Much larger dilution factors are also used. For example, if 0.1 ml of the original culture is placed into 9.9 ml of sterile water, this represents a 1 to 100 dilution, and is equivalent of placing 1 ml of the original culture into 99 ml of water. If 0.01 ml is placed into 9.99 ml of water, this would be a 1 to 1000 dilution factor.

Very large dilution factors are sometimes needed before well grown bacterial and microbe cultures can be accurately counted using the direct microscopic method.

Recording Results

print out, and use this
Table of Results
to record your data

The results of each of your investigations should be recorded as a table (a Table of Results). In these tables you should indicate the conditions of growth, and make an accurate record of both the time intervals and the number of cells you counted at each sample point.
special section
Mendel's Mother's calculator ---
-- use it to calculate log values.

Since bacteria and other microbes grow exponentially for this part of your investigation, it is usual to convert the value of the number of cells counted into the logarithm of that number (Log. cell number). This log. value should also be recorded on your table of results.


print out, and use this
Presenting the Results
sheet to graph your data

The results of each investigation should then be presented as a graph.

In each case, the horizontal axis of the graph should be the time intervals at which the samples were taken.

The vertical axis should represent the value of the number of cells counted in that particular sample at that time point.
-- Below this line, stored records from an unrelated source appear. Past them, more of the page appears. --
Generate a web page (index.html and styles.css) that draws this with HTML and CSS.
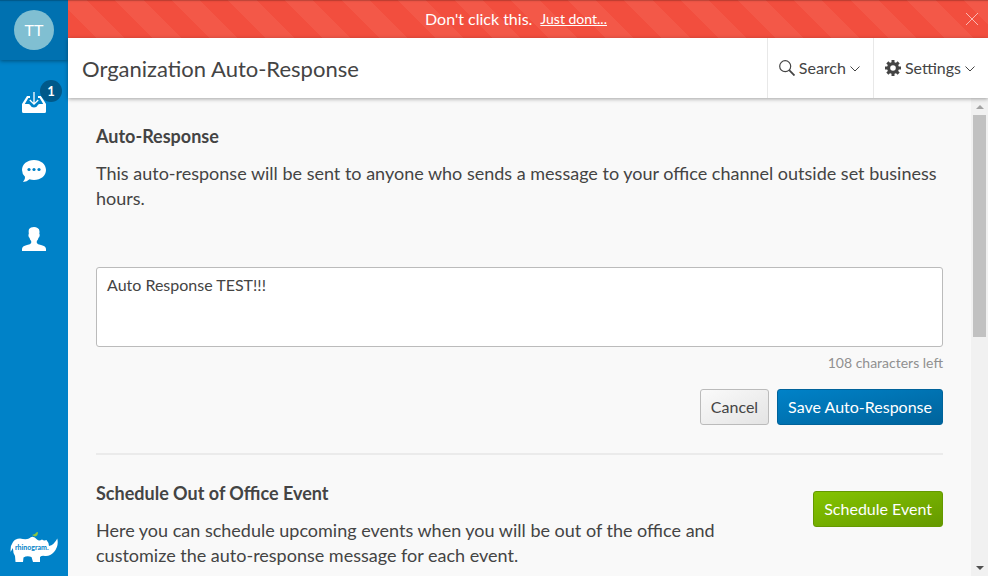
FILE: index.html
```html
<!DOCTYPE html>
<html lang="en">
<head>
<meta charset="utf-8">
<title>Organization Auto-Response</title>
<link rel="stylesheet" href="styles.css">
</head>
<body>
<div class="app">
  <nav class="sidebar" aria-label="Main">
    <div class="profile"><button class="avatar" type="button">TT</button></div>
    <a class="nav-item" href="#inbox" aria-label="Inbox">
      <svg width="24" height="22" viewBox="0 0 24 22"><path fill="#fff" d="M5 4H8V6H6.300L2.800 12H6.500Q8 12 8.500 13.500Q9.200 15.500 12 15.500T15.500 13.500Q16 12 17.500 12H21.200L17.700 6H16V4H19L24 12V19.500Q24 21 22.500 21H1.500Q0 21 0 19.500V12Z"/><path d="M12 0V12M7.800 8L12 12.200L16.200 8" fill="none" stroke="#fff" stroke-width="1.300"/></svg>
      <span class="badge">1</span>
    </a>
    <a class="nav-item" href="#messages" aria-label="Messages">
      <svg width="24" height="22" viewBox="0 0 24 22"><path fill="#fff" d="M12 0C18.800 0 24 4.200 24 10S18.800 20 12 20Q9.500 20 7.500 19.300Q5 21.800 1 22Q3.500 19.500 3 16.800Q0 14 0 10C0 4.200 5.200 0 12 0Z"/><g fill="#0082c8"><circle cx="7" cy="9.500" r="1.600"/><circle cx="12" cy="9.500" r="1.600"/><circle cx="17" cy="9.500" r="1.600"/></g></svg>
    </a>
    <a class="nav-item" href="#contacts" aria-label="Contacts">
      <svg width="24" height="24" viewBox="0 0 24 24"><path fill="#fff" d="M12 0Q14 0 15.500 1Q17.500 1.500 17.500 4.500Q17.500 6 17.300 7Q18 7.200 17.600 9Q17.200 10.500 16.500 10.800Q16 13 14.800 14V16Q15.500 17.300 19 18Q24 19 24 22V24H0V22Q0 19 5 18Q8.500 17.300 9.200 16V14Q8 13 7.500 10.800Q6.800 10.500 6.500 9Q6.200 7.300 6.800 7Q6.300 4 7 2Q8.500 0 12 0Z"/></svg>
    </a>
    <a class="brand" href="#home" aria-label="Rhinogram">
      <svg width="48" height="32" viewBox="0 0 48 32"><path fill="#fff" d="M.7 20Q0 14 3 10Q5 6.700 10 6.500Q16 8 19 6.500Q23 2.500 27 7.500Q29 9.500 32 7.500Q34 9 36.500 8Q38.500 10 39 14Q44 13 47.300 6.500Q49 14 44 20Q40 24.500 35 24Q32 23 30 25V30H23L21.500 25Q17 23.500 13.500 25.500L13 30H5.500L5 24Q2.800 21 3 16Q1.500 18 .7 20Z"/><path fill="#8cc63f" d="M22 3L25 2Q26 0 28 0Q28 4 25 4.500Z"/><text class="brand-text" x="5" y="18">rhinogram.</text></svg>
    </a>
  </nav>
  <div class="main">
    <div class="banner">
      <span>Don't click this.</span><a href="#dont">Just dont...</a>
      <button class="close" type="button" aria-label="Close"><svg width="12" height="12" viewBox="0 0 12 12"><path d="M0 0L12 12M12 0L0 12" fill="none" stroke="#fff"/></svg></button>
    </div>
    <header class="header">
      <h1>Organization Auto-Response</h1>
      <button class="menu" type="button"><svg width="16" height="16" viewBox="0 0 16 16" fill="none" stroke="#444"><circle cx="6.200" cy="6.200" r="5.500" stroke-width="1.200"/><path d="M10.200 10.200L15.500 15.500" stroke-width="1.800"/></svg><span>Search</span><svg width="10" height="8" viewBox="0 0 10 8"><path d="M.5 2.500L5 7L9.500 2.500" fill="none" stroke="#444"/></svg></button>
      <button class="menu" type="button"><svg width="16" height="16" viewBox="0 0 16 16"><g fill="#444"><path id="tooth" d="M6.500 0H9.500V16H6.500Z"/><use href="#tooth" transform="rotate(45 8 8)"/><use href="#tooth" transform="rotate(90 8 8)"/><use href="#tooth" transform="rotate(135 8 8)"/><circle cx="8" cy="8" r="6"/></g><circle cx="8" cy="8" r="2.800" fill="#fff"/></svg><span>Settings</span><svg width="10" height="8" viewBox="0 0 10 8"><path d="M.5 2.500L5 7L9.500 2.500" fill="none" stroke="#444"/></svg></button>
    </header>
    <div class="body">
      <main class="content">
        <section class="response">
          <h2><label for="message">Auto-Response</label></h2>
          <p>This auto-response will be sent to anyone who sends a message to your office channel outside set business hours.</p>
          <textarea id="message">Auto Response TEST!!!</textarea>
          <div class="count">108 characters left</div>
          <div class="actions"><button class="btn" type="button">Cancel</button><button class="btn primary" type="button">Save Auto-Response</button></div>
        </section>
        <section class="schedule">
          <div class="schedule-text">
            <h2>Schedule Out of Office Event</h2>
            <p>Here you can schedule upcoming events when you will be out of the office and customize the auto-response message for each event.</p>
          </div>
          <button class="btn success" type="button">Schedule Event</button>
        </section>
      </main>
      <div class="scrollbar" aria-hidden="true"><i class="arrow up"></i><div class="track"><div class="thumb"></div></div><i class="arrow down"></i></div>
    </div>
  </div>
</div>
</body>
</html>
```
FILE: styles.css
```css
* { box-sizing: border-box; }
body { margin: 0; font: 16px/24px Lato, sans-serif; color: #444; }
button { font: inherit; color: inherit; cursor: pointer; }
h1, h2, p { margin: 0; }
svg { display: block; flex: none; }
.app { display: flex; height: 100vh; overflow: hidden; position: relative; }
.app::before { content: ""; position: absolute; inset: 0 0 auto; height: 1px; background: rgba(0, 0, 0, .2); box-shadow: 0 0 2px rgba(0, 0, 0, .2); z-index: 2; }

.sidebar { flex: none; width: 68px; background: #0082c8; display: flex; flex-direction: column; align-items: center; }
.profile { align-self: stretch; height: 60px; margin-bottom: 9px; background: #0071b0; box-shadow: 0 1px 4px rgba(0, 0, 0, .4); display: flex; justify-content: center; align-items: center; }
.avatar { width: 40px; height: 40px; padding: 0; border: 0; border-radius: 50%; background: #80bfd2; color: #fff; }
.nav-item { position: relative; width: 68px; height: 68px; display: flex; align-items: center; justify-content: center; }
.badge { position: absolute; top: 11px; right: 6px; width: 22px; height: 22px; border-radius: 50%; background: #00598a; color: #fff; font-size: 13px; font-weight: 700; line-height: 22px; text-align: center; }
.brand { margin-top: auto; margin-bottom: 12px; }
.brand-text { font: 700 7px Lato, sans-serif; fill: #0082c8; }

.main { flex: 1; min-width: 0; display: flex; flex-direction: column; }
.banner { flex: none; height: 38px; padding-right: 24px; position: relative; display: flex; align-items: center; justify-content: center; gap: 8px; color: #fff; background: repeating-linear-gradient(45deg, #f24e3e 0 20px, #f35848 20px 40px); }
.banner a { color: inherit; font-size: 14px; }
.close { position: absolute; right: 4px; top: 7px; padding: 6px; border: 0; background: none; opacity: .6; }
.header { flex: none; height: 60px; position: relative; z-index: 1; background: #fff; box-shadow: 0 1px 4px rgba(0, 0, 0, .35); display: flex; }
.header h1 { flex: 1; padding-left: 14px; font-size: 22px; font-weight: 400; line-height: 62px; }
.menu { display: flex; align-items: center; gap: 4px; padding: 0 13px 0 11px; border: 0; border-left: 1px solid #e8e8e8; background: none; }

.body { flex: 1; min-height: 0; display: flex; background: #f9f9f9; }
.content { flex: 1; min-width: 0; overflow: hidden; padding: 26px 28px 0; }
h2 { font-size: 18px; line-height: 24px; margin-bottom: 13px; }
p { font-size: 18px; line-height: 25px; }
.response { padding-bottom: 28px; border-bottom: 2px solid #ebebeb; }
textarea { display: block; width: 100%; height: 80px; margin-top: 56px; padding: 5px 10px; border: 1px solid #bbb; border-radius: 3px; background: #fff; color: inherit; font: inherit; resize: none; outline: 0; }
.count { margin-top: 4px; font-size: 14px; color: #909090; text-align: right; }
.actions { display: flex; justify-content: flex-end; gap: 8px; margin-top: 14px; }
.btn { flex: none; height: 36px; padding: 0 10px; border: 1px solid #bbb; border-radius: 3px; background: linear-gradient(to bottom right, #fafafa, #e4e4e4); }
.primary { color: #fff; border-color: #00639b; background: linear-gradient(to bottom right, #0082c8, #00639b); }
.success { color: #fff; border-color: #659900; background: linear-gradient(to bottom right, #84c400, #659900); }
.schedule { display: flex; justify-content: space-between; align-items: flex-start; padding-top: 26px; }
.schedule .btn { margin-top: 10px; }
.schedule-text { max-width: 640px; }

.scrollbar { flex: none; width: 17px; background: #f1f1f1; display: flex; flex-direction: column; align-items: center; }
.arrow { height: 17px; display: flex; align-items: center; }
.arrow::before { content: ""; border: 4px solid transparent; }
.up::before { border-top: 0; border-bottom-color: #a3a3a3; }
.down::before { border-bottom: 0; border-top-color: #505050; }
.track { flex: 1; }
.thumb { width: 13px; height: 50%; background: #c1c1c1; }
```
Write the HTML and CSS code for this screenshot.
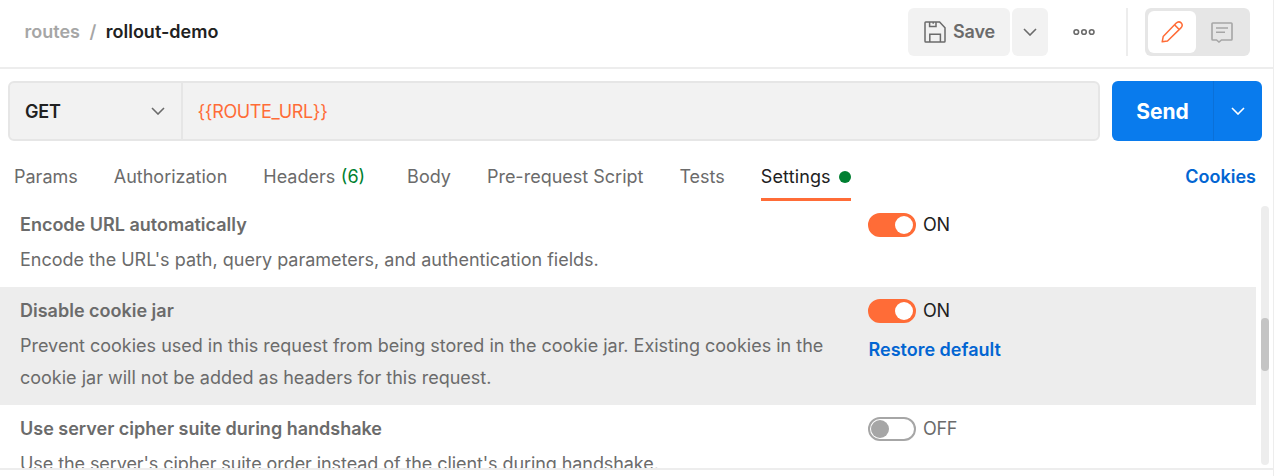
FILE: index.html
```html
<!DOCTYPE html>
<html lang="en">
<head>
<meta charset="utf-8">
<title>rollout-demo</title>
<link rel="stylesheet" href="styles.css">
</head>
<body>
<main class="panel">
  <header class="header">
    <nav class="crumbs"><span class="crumb-parent">routes</span><span class="crumb-sep">/</span><span class="crumb-current">rollout-demo</span></nav>
    <div class="actions">
      <button class="btn save"><svg width="22" height="22" viewBox="0 0 22 22" fill="none" stroke="#6b6b6b" stroke-width="1.5"><path d="M1.8 1H15.6L21 6.7V20.2Q21 21 20.2 21H1.8Q1 21 1 20.2V1.8Q1 1 1.8 1Z"/><path d="M5.6 1V5.6H12V1M9.2 1V2.8M5.8 21V13.3H16.4V21"/></svg><span class="save-label">Save</span></button>
      <button class="btn save-menu"><svg width="14" height="8" viewBox="0 0 14 8" fill="none" stroke="#6b6b6b" stroke-width="1.6"><path d="M1 1L7 7L13 1"/></svg></button>
      <svg class="more" width="22" height="8" viewBox="0 0 22 8" fill="none" stroke="#6b6b6b" stroke-width="1.6"><circle cx="3.3" cy="4" r="2.3"/><circle cx="11" cy="4" r="2.3"/><circle cx="18.7" cy="4" r="2.3"/></svg>
      <span class="divider"></span>
      <div class="modes">
        <span class="mode mode-active"><svg width="22" height="22" viewBox="0 0 22 22" fill="none" stroke="#ff6c37" stroke-width="1.5" stroke-linejoin="round"><path d="M1.2 20.8L2.2 15.6L15 2.3C16.7 .6 18.9 .7 20.2 1.9C21.4 3.2 21.4 5.4 19.7 7.1L6.5 20Z"/><path d="M13.6 3.9L18.2 8.5"/></svg></span>
        <span class="mode mode-comment"><svg width="22" height="21" viewBox="0 0 22 21" fill="none" stroke="#a6a6a6" stroke-width="1.6"><path d="M1.8 1H20.2Q21 1 21 1.8V17.2Q21 18 20.2 18H10.5L8 20L5.5 18H1.8Q1 18 1 17.2V1.8Q1 1 1.8 1ZM5 6H17M5 10.3H14"/></svg></span>
      </div>
    </div>
  </header>

  <section class="request">
    <div class="url-box">
      <div class="method"><span>GET</span><svg width="14" height="8" viewBox="0 0 14 8" fill="none" stroke="#6b6b6b" stroke-width="1.6"><path d="M1 1L7 7L13 1"/></svg></div>
      <div class="url">{{ROUTE_URL}}</div>
    </div>
    <div class="send">
      <span class="send-label">Send</span>
      <span class="send-menu"><svg width="14" height="8" viewBox="0 0 14 8" fill="none" stroke="#fff" stroke-width="1.6"><path d="M1 1L7 7L13 1"/></svg></span>
    </div>
  </section>

  <nav class="tabs">
    <span class="tab">Params</span>
    <span class="tab">Authorization</span>
    <span class="tab tab-headers">Headers <span class="count">(6)</span></span>
    <span class="tab">Body</span>
    <span class="tab">Pre-request Script</span>
    <span class="tab">Tests</span>
    <span class="tab tab-active">Settings<i class="dot"></i></span>
    <a class="link cookies">Cookies</a>
  </nav>

  <section class="settings">
    <div class="list">
      <article class="row">
        <div class="info"><h3 class="name">Encode URL automatically</h3><p class="desc">Encode the URL's path, query parameters, and authentication fields.</p></div>
        <div class="control"><div class="switch-line"><i class="switch switch-on"></i><span class="state state-on">ON</span></div></div>
      </article>
      <article class="row row-hover">
        <div class="info"><h3 class="name">Disable cookie jar</h3><p class="desc">Prevent cookies used in this request from being stored in the cookie jar. Existing cookies in the<br>cookie jar will not be added as headers for this request.</p></div>
        <div class="control"><div class="switch-line"><i class="switch switch-on"></i><span class="state state-on">ON</span></div><a class="link restore">Restore default</a></div>
      </article>
      <article class="row">
        <div class="info"><h3 class="name">Use server cipher suite during handshake</h3><p class="desc desc-tight">Use the server's cipher suite order instead of the client's during handshake.</p></div>
        <div class="control"><div class="switch-line"><i class="switch"></i><span class="state">OFF</span></div></div>
      </article>
    </div>
    <div class="scrollbar"><div class="thumb"></div></div>
  </section>
</main>
</body>
</html>
```
FILE: styles.css
```css
* { box-sizing: border-box; }
body { margin: 0; background: #fff; color: #6b6b6b; font-family: Inter, sans-serif; font-size: 18px; overflow: hidden; }
svg { display: block; flex: none; }
.panel { width: 1274px; height: 476px; border-right: 1px solid #ededed; }

.header { display: flex; justify-content: space-between; height: 69px; padding: 8px 23px 0 24.5px; border-bottom: 2px solid #ededed; }
.crumbs { display: flex; height: 46px; align-items: center; font-weight: 600; }
.crumb-parent, .crumb-sep { color: #a6a6a6; }
.crumb-sep { margin: 0 9.5px; }
.crumb-current { color: #212121; }
.actions { display: flex; height: 48px; align-items: center; }
.btn { display: flex; align-items: center; justify-content: center; height: 48px; padding: 0; border: 0; border-radius: 6px; background: #f2f2f2; color: #6b6b6b; font: 600 18px Inter, sans-serif; }
.save { width: 102px; gap: 7px; margin-right: 2px; padding-left: 1px; letter-spacing: -0.1px; }
.save-label { padding-bottom: 1px; }
.save-menu { width: 36px; }
.more { margin-left: 25px; }
.divider { width: 2px; height: 48px; margin: 0 17px 0 31px; background: #ededed; }
.modes { display: flex; width: 105px; height: 48px; padding: 3px; border-radius: 6px; background: #e6e6e6; }
.mode { display: flex; align-items: center; justify-content: center; width: 52px; height: 42px; }
.mode-active { width: 48px; border-radius: 6px; background: #fff; }
.mode-comment { padding-left: 1px; }

.request { display: flex; gap: 12px; padding: 12px 11px 0 8px; }
.url-box { display: flex; width: 1092px; height: 60px; border: 2px solid #e6e6e6; border-radius: 6px; background: #f2f2f2; }
.method { display: flex; align-items: center; justify-content: space-between; width: 173px; padding: 0 16px 0 15px; border-right: 2px solid #e6e6e6; color: #212121; font-weight: 600; letter-spacing: -0.2px; }
.url { display: flex; align-items: center; padding-left: 14.5px; color: #ff6c37; letter-spacing: -0.35px; }
.send { display: flex; width: 150px; height: 60px; border-radius: 6px; background: #097bed; color: #fff; }
.send-label { display: flex; align-items: center; justify-content: center; width: 101px; font-size: 21px; font-weight: 700; }
.send-menu { display: flex; align-items: center; justify-content: center; width: 49px; border-left: 1px solid #0a70d8; }

.tabs { display: flex; gap: 36px; height: 60px; padding: 0 17px 0 14px; line-height: 24px; }
.tab { height: 60px; padding-top: 24px; white-space: nowrap; }
.tab-headers { margin-right: 6px; }
.count { margin-left: 0.5px; color: #007f31; }
.tab-active { display: flex; border-bottom: 3px solid #ff6c37; color: #212121; letter-spacing: 0.12px; }
.dot { width: 12px; height: 12px; margin: 6px 0 0 8px; border-radius: 50%; background: #007f31; }
.link { color: #0265d2; font-weight: 600; }
.cookies { margin-left: auto; padding-top: 24px; }

.settings { display: flex; justify-content: space-between; height: 269px; padding-right: 4px; border-bottom: 2px solid #ededed; overflow: hidden; }
.list { width: 1256px; overflow: hidden; }
.row { display: flex; padding: 8px 0 11px 20px; }
.row-hover { background: #ededed; }
.info { width: 848px; }
.name { margin: 0 0 3px; font-size: 18px; font-weight: 600; line-height: 32px; }
.desc { margin: 0; line-height: 32px; white-space: nowrap; }
.desc-tight { letter-spacing: -0.08px; }
.switch-line { display: flex; align-items: center; gap: 7px; height: 32px; letter-spacing: -0.3px; }
.state { line-height: 32px; }
.switch { display: flex; align-items: center; width: 48px; height: 24px; padding: 0 1px; border: 2px solid #a6a6a6; border-radius: 12px; }
.switch::before { content: ""; width: 18px; height: 18px; border-radius: 50%; background: #a6a6a6; }
.switch-on { justify-content: flex-end; border-color: #ff6c37; background: #ff6c37; }
.switch-on::before { background: #fff; }
.state-on { color: #212121; }
.restore { display: block; margin: 7px 0 0 0.5px; line-height: 32px; }
.scrollbar { width: 8px; height: 259px; margin-top: 5px; padding-top: 112px; border-radius: 4px; background: #ededed; }
.thumb { height: 53px; border-radius: 4px; background: #c4c4c4; }
```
Plotting the direct cell counts (raw data) will produce a curved line that illustrates exponential growth (green line). However, the number of cells at each time point rapidly becomes very large.

A different type of graph is obtained it each count of the cell number is first converted (using the calculator, above) to the logarithmic value for that numnber. When this number is be plotted on the vertical axis, the final graph is called a semilogarithmic plot (red line).

------ begin growing cells.


Each investigation is carried out under a specific set of growth conditions.

There are three possible temperatures; cool, warm and hot, and two different amounts of nutrient in the growth broth; low and high.

Each set of different growth conditions will affect how the microbes grow and what kind of growth curve they will produce.

All investigations start at time 0 hours, when a small sample of microbes are placed in fresh, sterilized growth broth and the flask placed at the appropriate temperature. The microbes are allowed to grow for a maximum of 10 hours. Samples can be taken at every hour.

At early sampling times the growth broth will not contain many cells, so the sample can be examined in the Petroff-Hauser counting chamber directly and undiluted.

However, as the cells, grow, divide and increase in number it is necessary to dilute the sample before it can be counted under the microscope. An appropriate dilution value must be chosen before the cells in the counting chamber can be accurately counted.

It is important to record, and take into account, the amount by which a sample has been diluted before reporting the results.